The impetus for the TNEC had both long-term and short-term roots. To some degree it reflected the antimonopoly component of liberalism going back to the Progressive Era and advocated by a number of New Dealers. It stemmed also from the long depression of the 1930s and related concern about big business and concentrated economic power. But the proximate reason for the creation of the TNEC was the severe recession of 1937-1938 and the policy debates within the administration about what had caused it and what to do to restore the economy to full production and full employment.

As the debates proceeded in the winter and spring of 1938, several viewpoints existed. Some in the administration, led by Leon Henderson and others, believed that monopoly power kept prices high, restricted production, produced unemployment, and sharply restricted consumer spending. They believed that the administration must turn to antitrust policy to stimulate the economy.

Another group, led by Marriner Eccles and Harry L. Hopkins, argued that compensatory fiscal policy based on Keynesianism could provide the stimulus required to move the economy toward full production and full employment. (These two approaches were not mutually exclusive; Henderson, for example, advocated both antimonopoly and compensatory fiscal policy.) Some in the administration, led by Secretary of the Treasury Henry Morgenthau, Jr., advocated fiscal prudence and the balanced budget as the way to right the economy, and others argued for more thorough regulation of business. But the main contest was between antimonopoly and spending as the focus of government economic policy.

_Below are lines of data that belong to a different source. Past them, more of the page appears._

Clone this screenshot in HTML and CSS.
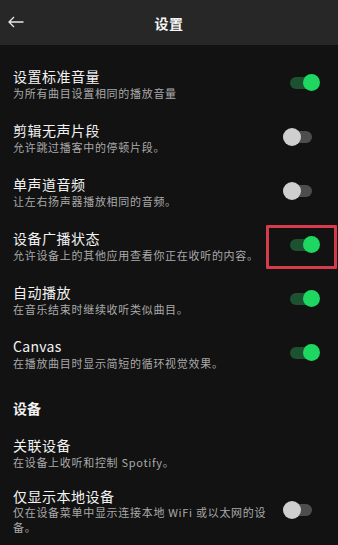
FILE: index.html
```html
<!DOCTYPE html>
<html lang="zh-CN">
<head>
    <meta charset="UTF-8">
    <meta name="viewport" content="width=device-width, initial-scale=1.0">
    <title>设置</title>
    <link rel="stylesheet" href="styles.css">
</head>
<body>
    <header class="topbar">
        <svg class="back" width="16" height="12" viewBox="0 0 16 12">
            <path d="M15.5 6H1M6 1L1 6l5 5" fill="none" stroke="#e6e6e6" stroke-width="1.3"/>
        </svg>
        <h1 class="title">设置</h1>
    </header>

    <main class="settings">
        <div class="row">
            <div class="text">
                <p class="name">设置标准音量</p>
                <p class="desc">为所有曲目设置相同的播放音量</p>
            </div>
            <div class="toggle on"><span class="knob"></span></div>
        </div>
        <div class="row">
            <div class="text">
                <p class="name">剪辑无声片段</p>
                <p class="desc">允许跳过播客中的停顿片段。</p>
            </div>
            <div class="toggle"><span class="knob"></span></div>
        </div>
        <div class="row">
            <div class="text">
                <p class="name">单声道音频</p>
                <p class="desc">让左右扬声器播放相同的音频。</p>
            </div>
            <div class="toggle"><span class="knob"></span></div>
        </div>
        <div class="row">
            <div class="text">
                <p class="name">设备广播状态</p>
                <p class="desc">允许设备上的其他应用查看你正在收听的内容。</p>
            </div>
            <div class="toggle on"><span class="knob"></span></div>
            <div class="highlight"></div>
        </div>
        <div class="row">
            <div class="text">
                <p class="name">自动播放</p>
                <p class="desc">在音乐结束时继续收听类似曲目。</p>
            </div>
            <div class="toggle on"><span class="knob"></span></div>
        </div>
        <div class="row">
            <div class="text">
                <p class="name latin">Canvas</p>
                <p class="desc">在播放曲目时显示简短的循环视觉效果。</p>
            </div>
            <div class="toggle on"><span class="knob"></span></div>
        </div>

        <h2 class="section">设备</h2>

        <div class="row plain">
            <div class="text">
                <p class="name">关联设备</p>
                <p class="desc">在设备上收听和控制 Spotify。</p>
            </div>
        </div>
        <div class="row">
            <div class="text">
                <p class="name">仅显示本地设备</p>
                <p class="desc wrap">仅在设备菜单中显示连接本地 WiFi 或以太网的设<br>备。</p>
            </div>
            <div class="toggle"><span class="knob"></span></div>
        </div>
    </main>
</body>
</html>
```

FILE: styles.css
```css
body {
    margin: 0;
    background-color: #121212;
    font-family: "Noto Sans CJK SC", "Noto Sans", Roboto, sans-serif;
    color: #f2f2f2;
    width: 338px;
    height: 545px;
    overflow: hidden;
}

.topbar {
    height: 45px;
    background-color: #272727;
    display: flex;
    align-items: center;
    justify-content: center;
    position: relative;
}
.back {
    position: absolute;
    left: 8px;
    top: 16px;
}
.title {
    margin: 0;
    font-size: 14px;
    font-weight: 700;
    letter-spacing: 0.5px;
    color: #f5f5f5;
    padding-top: 1px;
}

.settings {
    padding: 12px 18px 0 13px;
}

.row {
    display: flex;
    align-items: center;
    gap: 10px;
    padding: 10px 0;
    position: relative;
}
.row.plain {
    padding: 9px 0 7px;
}
.text {
    flex: 1;
    min-width: 0;
}
.name {
    margin: 0;
    font-size: 14px;
    line-height: 18px;
    letter-spacing: 0.5px;
    color: #f2f2f2;
}
.name.latin {
    letter-spacing: 0.3px;
}
.desc {
    margin: 0;
    font-size: 11px;
    line-height: 16px;
    letter-spacing: 0.7px;
    color: #a9a9a9;
}
.desc.wrap {
    line-height: 15px;
}

.toggle {
    width: 37px;
    height: 18px;
    flex-shrink: 0;
    display: flex;
    align-items: center;
    position: relative;
    margin-top: -3px;
}
.toggle::before {
    content: "";
    position: absolute;
    left: 0;
    width: 29px;
    height: 12px;
    border-radius: 6px;
    background-color: #4d4d4d;
}
.toggle .knob {
    position: relative;
    width: 18px;
    height: 18px;
    border-radius: 50%;
    background-color: #cfcfcf;
}
.toggle.on {
    justify-content: flex-end;
}
.toggle.on::before {
    left: 7px;
    background-color: #1c5230;
}
.toggle.on .knob {
    width: 17px;
    height: 17px;
    background-color: #1ed760;
}

.highlight {
    position: absolute;
    right: -17px;
    top: 6px;
    width: 65px;
    height: 38px;
    border: 3px solid #d63b4c;
    border-radius: 1px;
}

.section {
    margin: 0;
    padding: 18px 0 10px;
    font-size: 14px;
    line-height: 18px;
    font-weight: 700;
    color: #f2f2f2;
}
```
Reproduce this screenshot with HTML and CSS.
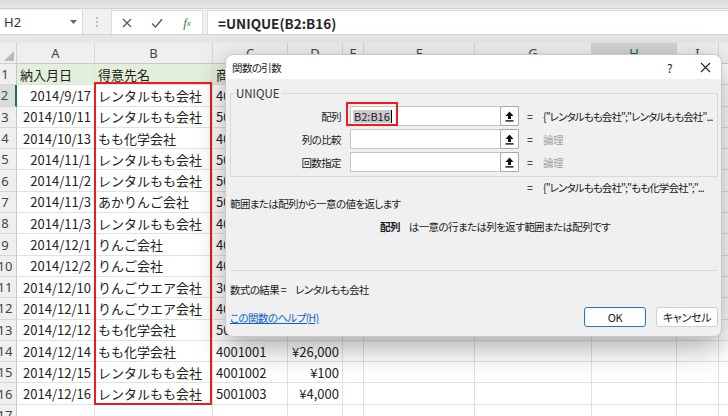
FILE: index.html
```html
<!DOCTYPE html>
<html lang="ja">
<head>
<meta charset="utf-8">
<link rel="stylesheet" href="styles.css">
</head>
<body>
<div class="app">
  <div class="topstrip"></div>
  <div class="fbar">
    <div class="namebox"><span>H2</span><svg class="dd" width="7" height="4" viewBox="0 0 7 4"><path d="M0 0h7L3.5 4z" fill="#666"/></svg></div>
    <div class="dots"><i></i><i></i><i></i></div>
    <div class="fxbox">
      <span class="fxi"><svg width="10" height="10" viewBox="0 0 10 10"><path d="M1 1L9 9M9 1L1 9" stroke="#5a5a5a" stroke-width="1.3" fill="none"/></svg></span>
      <span class="fxi"><svg width="12" height="10" viewBox="0 0 12 10"><path d="M1 5.5L4.5 9L11 1.2" stroke="#5a5a5a" stroke-width="1.4" fill="none"/></svg></span>
      <span class="fxi fx">f<small>x</small></span>
    </div>
    <div class="finput">=UNIQUE(B2:B16)</div>
  </div>
  <div class="band"></div>

  <div class="sheet">
    <div class="corner"><span class="tri"></span></div>
    <div class="ch">A</div><div class="ch">B</div><div class="ch">C</div><div class="ch">D</div><div class="ch">E</div><div class="ch">F</div><div class="ch">G</div><div class="ch sel">H</div><div class="ch">I</div><div class="ch">J</div>

    <div class="rh">1</div><div class="c g">納入月日</div><div class="c g">得意先名</div><div class="c g">商品コード</div><div class="c g">金額</div><div class="c g"></div><div class="c"></div><div class="c"></div><div class="c"></div><div class="c"></div><div class="c"></div>

    <div class="rh rsel">2</div><div class="c r">2014/9/17</div><div class="c">レンタルもも会社</div><div class="c">4001001</div><div class="c r">¥26,000</div><div class="c"></div><div class="c"></div><div class="c"></div><div class="c"></div><div class="c"></div><div class="c"></div>

    <div class="rh">3</div><div class="c r">2014/10/11</div><div class="c">レンタルもも会社</div><div class="c">5001003</div><div class="c r">¥4,000</div><div class="c"></div><div class="c"></div><div class="c"></div><div class="c"></div><div class="c"></div><div class="c"></div>

    <div class="rh">4</div><div class="c r">2014/10/13</div><div class="c">もも化学会社</div><div class="c">4001002</div><div class="c r">¥100</div><div class="c"></div><div class="c"></div><div class="c"></div><div class="c"></div><div class="c"></div><div class="c"></div>

    <div class="rh">5</div><div class="c r">2014/11/1</div><div class="c">レンタルもも会社</div><div class="c">5001001</div><div class="c r">¥3,000</div><div class="c"></div><div class="c"></div><div class="c"></div><div class="c"></div><div class="c"></div><div class="c"></div>

    <div class="rh">6</div><div class="c r">2014/11/2</div><div class="c">レンタルもも会社</div><div class="c">5001002</div><div class="c r">¥1,500</div><div class="c"></div><div class="c"></div><div class="c"></div><div class="c"></div><div class="c"></div><div class="c"></div>

    <div class="rh">7</div><div class="c r">2014/11/3</div><div class="c">あかりんご会社</div><div class="c">5001003</div><div class="c r">¥4,000</div><div class="c"></div><div class="c"></div><div class="c"></div><div class="c"></div><div class="c"></div><div class="c"></div>

    <div class="rh">8</div><div class="c r">2014/11/3</div><div class="c">レンタルもも会社</div><div class="c">4001001</div><div class="c r">¥26,000</div><div class="c"></div><div class="c"></div><div class="c"></div><div class="c"></div><div class="c"></div><div class="c"></div>

    <div class="rh">9</div><div class="c r">2014/12/1</div><div class="c">りんご会社</div><div class="c">4001003</div><div class="c r">¥2,000</div><div class="c"></div><div class="c"></div><div class="c"></div><div class="c"></div><div class="c"></div><div class="c"></div>

    <div class="rh">10</div><div class="c r">2014/12/2</div><div class="c">りんご会社</div><div class="c">4001002</div><div class="c r">¥100</div><div class="c"></div><div class="c"></div><div class="c"></div><div class="c"></div><div class="c"></div><div class="c"></div>

    <div class="rh">11</div><div class="c r">2014/12/10</div><div class="c">りんごウエア会社</div><div class="c">3001001</div><div class="c r">¥800</div><div class="c"></div><div class="c"></div><div class="c"></div><div class="c"></div><div class="c"></div><div class="c"></div>

    <div class="rh">12</div><div class="c r">2014/12/11</div><div class="c">りんごウエア会社</div><div class="c">4001002</div><div class="c r">¥100</div><div class="c"></div><div class="c"></div><div class="c"></div><div class="c"></div><div class="c"></div><div class="c"></div>

    <div class="rh">13</div><div class="c r">2014/12/12</div><div class="c">もも化学会社</div><div class="c">5001002</div><div class="c r">¥1,500</div><div class="c"></div><div class="c"></div><div class="c"></div><div class="c"></div><div class="c"></div><div class="c"></div>

    <div class="rh">14</div><div class="c r">2014/12/14</div><div class="c">もも化学会社</div><div class="c">4001001</div><div class="c r">¥26,000</div><div class="c"></div><div class="c"></div><div class="c"></div><div class="c"></div><div class="c"></div><div class="c"></div>

    <div class="rh">15</div><div class="c r">2014/12/15</div><div class="c">レンタルもも会社</div><div class="c">4001002</div><div class="c r">¥100</div><div class="c"></div><div class="c"></div><div class="c"></div><div class="c"></div><div class="c"></div><div class="c"></div>

    <div class="rh">16</div><div class="c r">2014/12/16</div><div class="c">レンタルもも会社</div><div class="c">5001003</div><div class="c r">¥4,000</div><div class="c"></div><div class="c"></div><div class="c"></div><div class="c"></div><div class="c"></div><div class="c"></div>

    <div class="rh">17</div><div class="c"></div><div class="c"></div><div class="c"></div><div class="c"></div><div class="c"></div><div class="c"></div><div class="c"></div><div class="c"></div><div class="c"></div><div class="c"></div>
  </div>

  <div class="redbox"></div>

  <div class="dialog">
    <div class="dtitle">
      <span>関数の引数</span>
      <div class="dctrl">
        <span class="q">?</span>
        <svg width="11" height="11" viewBox="0 0 11 11"><path d="M1 1L10 10M10 1L1 10" stroke="#222" stroke-width="1.1" fill="none"/></svg>
      </div>
    </div>
    <div class="dbody">
      <fieldset class="group">
        <legend>UNIQUE</legend>
        <div class="arg">
          <label>配列</label>
          <div class="inp"><span class="selt">B2:B16</span><span class="caret"></span><span class="pick"><svg width="9" height="11" viewBox="0 0 9 11"><path d="M4.5 0.5L8.5 5H6V8H3V5H0.5Z" fill="#111"/><rect x="0.5" y="9.2" width="8" height="1.4" fill="#111"/></svg></span></div>
          <span class="eq">=</span>
          <span class="val">{"レンタルもも会社";"レンタルもも会社"...</span>
        </div>
        <div class="arg">
          <label>列の比較</label>
          <div class="inp"><span class="pick"><svg width="9" height="11" viewBox="0 0 9 11"><path d="M4.5 0.5L8.5 5H6V8H3V5H0.5Z" fill="#111"/><rect x="0.5" y="9.2" width="8" height="1.4" fill="#111"/></svg></span></div>
          <span class="eq">=</span>
          <span class="val muted">論理</span>
        </div>
        <div class="arg">
          <label>回数指定</label>
          <div class="inp"><span class="pick"><svg width="9" height="11" viewBox="0 0 9 11"><path d="M4.5 0.5L8.5 5H6V8H3V5H0.5Z" fill="#111"/><rect x="0.5" y="9.2" width="8" height="1.4" fill="#111"/></svg></span></div>
          <span class="eq">=</span>
          <span class="val muted">論理</span>
        </div>
      </fieldset>
      <div class="arg total">
        <span></span><span></span>
        <span class="eq">=</span>
        <span class="val">{"レンタルもも会社";"もも化学会社";"...</span>
      </div>
      <p class="desc">範囲または配列から一意の値を返します</p>
      <p class="argdesc"><b>配列</b><span>は一意の行または列を返す範囲または配列です</span></p>
      <div class="sep"></div>
      <p class="result"><span>数式の結果 =</span><span>レンタルもも会社</span></p>
      <div class="dfoot">
        <a class="help">この関数のヘルプ(H)</a>
        <div class="btns"><button class="ok">OK</button><button class="cancel">キャンセル</button></div>
      </div>
    </div>
    <div class="hilite"></div>
  </div>
</div>
</body>
</html>
```

FILE: styles.css
```css
* { box-sizing: border-box; }
html, body { margin: 0; padding: 0; }
body {
  width: 728px; height: 416px; overflow: hidden; background: #fff;
  font-family: "Noto Sans CJK JP", "Noto Sans", sans-serif;
}
.app { position: relative; width: 728px; height: 416px; overflow: hidden; }

.topstrip { height: 9px; background: linear-gradient(#dadada, #e7e7e7); border-bottom: 1px solid #d2d2d2; }
.fbar { height: 26px; display: flex; padding-top: 1px; background: #f1f1f1; border-bottom: 1px solid #d4d4d4; }
.namebox {
  width: 83px; background: #fff; display: flex; align-items: center; justify-content: space-between;
  padding: 0 5px 0 4px; font-family: "Noto Sans", sans-serif; font-size: 13px; color: #333;
  border-right: 1px solid #dcdcdc;
}
.dots { width: 28px; display: flex; flex-direction: column; align-items: center; justify-content: center; gap: 2px; }
.dots i { width: 2px; height: 2px; background: #ababab; border-radius: 50%; }
.fxbox { width: 92px; background: #fff; border: 1px solid #dcdcdc; border-bottom: 0; display: flex; align-items: center; }
.fxi { width: 30px; display: flex; justify-content: center; align-items: center; }
.fx { font-family: "Liberation Serif", serif; font-style: italic; color: #3d7a45; font-size: 13px; }
.fx small { font-size: 9px; }
.finput {
  margin-left: 4px; flex: 1; background: #fff; border-left: 1px solid #dcdcdc; border-top: 1px solid #dcdcdc;
  padding-left: 10px; font-size: 13.5px; font-weight: 600; color: #262626; display: flex; align-items: center;
}
.band { height: 8px; background: #e6e6e6; }

.sheet {
  display: grid; margin-left: -6px; width: 790px;
  grid-template-columns: 23px 78px 118px 75px 55px 21px 111px 117px 85px 42px 60px;
  grid-template-rows: 21px repeat(17, 21.31px);
}
.corner, .ch, .rh { background: #efefef; color: #444; font-family: "Noto Sans", sans-serif; font-size: 13px; }
.corner { border-right: 1px solid #cfcfcf; border-bottom: 1px solid #cfcfcf; display: flex; justify-content: flex-end; align-items: flex-end; padding: 0 2px 2px 0; }
.tri { width: 10px; height: 10px; background: #b9b9b9; clip-path: polygon(100% 0, 100% 100%, 0 100%); }
.ch { display: flex; align-items: center; justify-content: center; border-right: 1px solid #d6d6d6; border-bottom: 1px solid #c8c8c8; }
.ch.sel { background: #d4d4d4; color: #0f6b37; border-bottom: 2px solid #107c41; }
.rh { display: flex; align-items: center; justify-content: center; border-right: 1px solid #c8c8c8; border-bottom: 1px solid #d6d6d6; }
.rh.rsel { background: #dcdcdc; color: #0f6b37; border-right: 2px solid #107c41; }
.c {
  display: flex; align-items: center; padding: 0 3px; white-space: nowrap; overflow: hidden;
  border-right: 1px solid #e1e1e1; border-bottom: 1px solid #e1e1e1;
  font-size: 13px; color: #222;
}
.c.r { justify-content: flex-end; }
.c.g { background: #e2efda; }

.redbox { position: absolute; left: 94px; top: 82px; width: 118px; height: 323px; border: 2px solid #ee1c1c; }

.dialog {
  position: absolute; left: 225px; top: 54px; width: 497px; height: 283px;
  background: #f0f0f0; border: 1px solid #c9c9c9; border-radius: 8px;
  box-shadow: 0 10px 30px rgba(0,0,0,0.34);
  font-size: 10.5px; letter-spacing: -0.6px; color: #1a1a1a; font-feature-settings: "palt";
}
.dtitle { height: 24px; background: #fff; border-radius: 8px 8px 0 0; display: flex; align-items: center; justify-content: space-between; padding: 0 10px 0 6px; }
.dctrl { display: flex; align-items: center; gap: 28px; }
.q { font-size: 12px; color: #222; }
.dbody { padding: 0 3px 0 4px; }
.group { margin: 7px 0 0; padding: 6px 0 4px; border: 1px solid #d9d9d9; }
.group legend { padding: 0 2px; margin-left: 3px; font-size: 11.5px; letter-spacing: 0; line-height: 14px; color: #333; }
.arg { display: grid; grid-template-columns: 119px 169px 24px 1fr; height: 20px; align-items: center; margin-bottom: 3px; }
.arg:last-child { margin-bottom: 0; }
.arg label { text-align: right; padding-right: 9px; }
.inp { height: 20px; background: #fff; border: 1px solid #c6c6c6; display: flex; align-items: center; padding-left: 2px; letter-spacing: 0; font-size: 11px; }
.selt { background: #c9c9c9; padding: 0 1px; line-height: 13px; }
.caret { width: 1px; height: 13px; background: #000; }
.pick { margin-left: auto; width: 19px; height: 20px; margin-right: -1px; border: 1px solid #aaa; border-radius: 2px; background: #fdfdfd; display: flex; align-items: center; justify-content: center; }
.eq { padding-left: 8px; }
.val { white-space: nowrap; overflow: hidden; letter-spacing: -0.9px; }
.muted { color: #a3a3a3; letter-spacing: -0.6px; }
.arg.total { margin: 1px 0 0; height: 18px; grid-template-columns: 120px 169px 24px 1fr; }
.desc { margin: 0; line-height: 16px; padding-left: 0; }
.argdesc { margin: 7px 0 0; line-height: 16px; padding-left: 150px; display: flex; gap: 9px; }
.argdesc b { font-weight: 600; }
.sep { margin: 35px 0 0 1px; border-top: 1px solid #dadada; }
.result { margin: 11px 0 0; line-height: 16px; display: flex; gap: 9px; }
.dfoot { margin-top: 9px; display: flex; justify-content: space-between; align-items: center; }
.help { color: #0a64c8; text-decoration: underline; }
.btns { display: flex; gap: 10px; }
.btns button {
  width: 62px; height: 20px; font-family: "Noto Sans CJK JP", sans-serif; font-size: 11px; color: #1a1a1a; letter-spacing: -0.3px;
  background: #fdfdfd; border: 1px solid #d0d0d0; border-radius: 3px; padding: 0; font-feature-settings: "palt";
}
.btns .ok { border: 1px solid #2b73c6; background: #fdfdfd; }
.hilite { position: absolute; left: 120px; top: 47px; width: 52px; height: 24px; border: 2px solid #ee1c1c; }
```
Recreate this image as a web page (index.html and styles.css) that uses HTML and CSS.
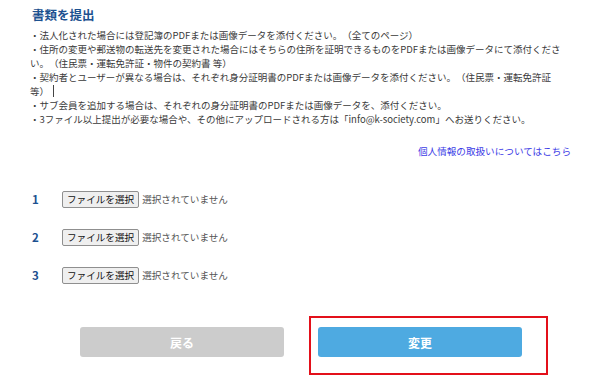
FILE: index.html
```html
<!DOCTYPE html>
<html lang="ja">
<head>
<meta charset="utf-8">
<link rel="stylesheet" href="styles.css">
</head>
<body>
<div class="page">
  <h2 class="title">書類を提出</h2>
  <div class="notes">
    <p>・法人化された場合には登記簿のPDFまたは画像データを添付ください。（全てのページ）</p>
    <p>・住所の変更や郵送物の転送先を変更された場合にはそちらの住所を証明できるものをPDFまたは画像データにて添付ください。（住民票・運転免許証・物件の契約書 等）</p>
    <p>・契約者とユーザーが異なる場合は、それぞれ身分証明書のPDFまたは画像データを添付ください。（住民票・運転免許証等）<span class="caret"></span></p>
    <p>・サブ会員を追加する場合は、それぞれの身分証明書のPDFまたは画像データを、添付ください。</p>
    <p>・3ファイル以上提出が必要な場合や、その他にアップロードされる方は「info@k-society.com」へお送りください。</p>
  </div>
  <div class="link-row"><a class="privacy" href="#">個人情報の取扱いについてはこちら</a></div>
  <div class="files">
    <div class="file-row"><span class="num">1</span><span class="file-btn">ファイルを選択</span><span class="file-name">選択されていません</span></div>
    <div class="file-row"><span class="num">2</span><span class="file-btn">ファイルを選択</span><span class="file-name">選択されていません</span></div>
    <div class="file-row"><span class="num">3</span><span class="file-btn">ファイルを選択</span><span class="file-name">選択されていません</span></div>
  </div>
  <div class="actions">
    <button class="btn btn-back">戻る</button>
    <div class="highlight-wrap">
      <button class="btn btn-submit">変更</button>
      <span class="highlight"></span>
    </div>
  </div>
</div>
</body>
</html>
```
FILE: styles.css
```css
* { box-sizing: border-box; }
html, body { margin: 0; padding: 0; background: #fff; }
body {
  font-family: "Noto Sans CJK JP", "Noto Sans", sans-serif;
  color: #3a3a3a;
  width: 600px;
  height: 383px;
  overflow: hidden;
  text-spacing-trim: space-all;
}
.page {
  padding: 6px 0 0 30px;
  width: 571px;
}
.title {
  margin: 0 0 0 2px;
  font-size: 12.5px;
  line-height: 18px;
  font-weight: bold;
  color: #1c5190;
}
.notes {
  width: 535px;
  margin-top: 4px;
  font-size: 9.5px;
  line-height: 14px;
}
.notes p { margin: 0; }
.caret {
  display: inline-block;
  width: 1px;
  height: 12px;
  background: #444;
  vertical-align: -2px;
  margin-left: 4px;
}
.link-row {
  display: flex;
  justify-content: flex-end;
  margin-top: 18px;
}
.privacy {
  font-size: 9.6px;
  line-height: 14px;
  color: #3c3ce6;
  text-decoration: none;
}
.files {
  margin-top: 32px;
  display: flex;
  flex-direction: column;
  gap: 20px;
}
.file-row {
  display: flex;
  align-items: center;
  height: 18px;
}
.num {
  width: 32px;
  padding-left: 2px;
  font-size: 11.5px;
  font-weight: bold;
  color: #1c5190;
}
.file-btn {
  display: inline-flex;
  align-items: center;
  height: 17px;
  padding: 0 4px;
  background: #efefef;
  border: 1px solid #8f8f8f;
  border-radius: 2px;
  font-size: 9.6px;
  color: #111;
}
.file-name {
  margin-left: 3px;
  font-size: 9.6px;
  color: #555;
}
.actions {
  margin-top: 43px;
  display: flex;
  align-items: center;
  padding-left: 50px;
  gap: 34px;
}
.btn {
  width: 204px;
  height: 30px;
  border: none;
  border-radius: 3px;
  color: #fff;
  font-family: "Noto Sans CJK JP", sans-serif;
  font-size: 12px;
  font-weight: bold;
}
.btn-back { background: #cccccc; }
.btn-submit { background: #4eaae1; }
.highlight-wrap { position: relative; }
.highlight {
  position: absolute;
  left: -9px;
  top: -11px;
  width: 239px;
  height: 59px;
  border: 2px solid #e3101a;
}
```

In April 1938, Roosevelt seemed to avoid making a final decision by taking both approaches. In the middle of the month, he announced a renewed spending program. Then, at the end of the month, he recommended to Congress a “thorough study of the concentration of economic power in American industry.” In June, Congress passed legislation, signed by Roosevelt, establishing the TNEC. FDR had anticipated an administration committee to conduct the investigation, but Congress wanted half the committee to come from Congress, half from federal agencies. Chaired by Wyoming Democratic senator Joseph C. O’Mahoney, the committee included a variety of viewpoints, and was charged to study economic policy broadly, not just economic concentration and its consequences. Leon Henderson served as executive secretary and managed the committee’s operations.

The TNEC began its hearings in late 1938, and ultimately heard from some 552 witnesses. Some argued for vigorous antitrust policy, some for compensatory spending, some for accepting concentrations of economic power but imposing more stringent regulation. The committee also developed a wealth of detail about the economy. But as the committee labored on, it became increasingly peripheral, as attention in Washington and the nation focused on global events and foreign policy. Perhaps the most significant testimony came from a number of Keynesians who argued in the spring of 1939 for the importance of compensatory fiscal policy to achieve economic recovery. They reflected the direction of the Roosevelt administration in the so-called Third New Deal of the second and third terms, and their view-point was corroborated when massive deficits during World War II produced full-production, full-employment prosperity.

Although the TNEC’s testimony and studies were full of useful information, its final report and recommendations in 1941 were anticlimactic, unfocused, and largely ignored, partly because they came in the much different context of war in Europe, economic mobilization, and returning prosperity. Seemingly of great potential importance as it began its work, the TNEC together with its reports and recommendations quickly became little more than a footnote to history. The economic recovery of the war years brought the ascendancy among liberals of the Keynesian approach to economic policy over both antimonopoly and increased regulation and control.

Further reading: David Lynch, The Concentration of Economic Power (New York: Columbia University Press, 1946).